I assume that you are using an H-bridge configuration. I also assume that you know about the "water hammer effect" when the reverse current in the diodes is interrupted. In your highly inductive circuit, it will cause a high kick-back voltage that kills your diodes.

A snubber parallel to each diode will help a lot. The snubber should consist of a resistor and a capacitor in series. The resistor value could be something like your load resistance or higher. I would chose 2.7 ohms. The capacitor shall be able to absorb the charge and 100 nanofarads is universally accepted as a working size for most snubbers. Make the resistor 2 - 5 W and see to it that the capacitor can take at least 200 V DC. You need a HF capacitor and keep the leads short.

 
1)Are the diodes "Ultrafast" rated? Reverse recovery time with slow diodes can cause faiures.

2) Are the diodes on heat sinks? Do they get "hot."

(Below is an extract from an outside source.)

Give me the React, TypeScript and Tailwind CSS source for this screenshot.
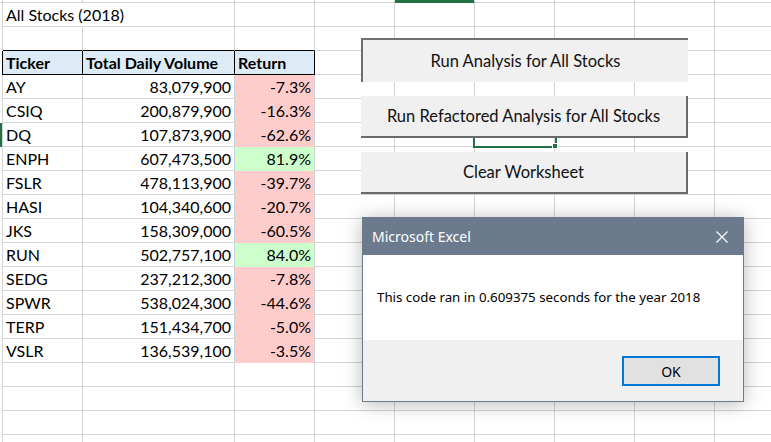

3) Are the leads to the diodes physically short to minimize inductance?
 
Dear sreid,
Than you for your comments, the diodes are fast but I will check again to make sure they are super fast. The diodes are on heat sinks and the leads are short.Thank you again all comments like this are welcome.
Regards
Les
 
Hi skogsqurra
Thank you again for your help, I have been thinking about it. Some qestions please.
Is it better to use the snubber with the present fast reaction diode than use a superfast diode if I can find one?
I'm not sure how the snubber works to improve the diode. I have tried to work it out and have this solution-is it correct?
The TC of the snubber works out to 27 micro seconds. The max. turn on and turn off time is for the D1D40 is one msec. Is it that the discharge of the capacitor when the SSR is turned off, which is in fact quicker than the turn off time, in some way protects the SSR output switch?
Thank you for your help.
Les
 
Hi Skogsgurra
Thank you again, I will study the link that you suggest.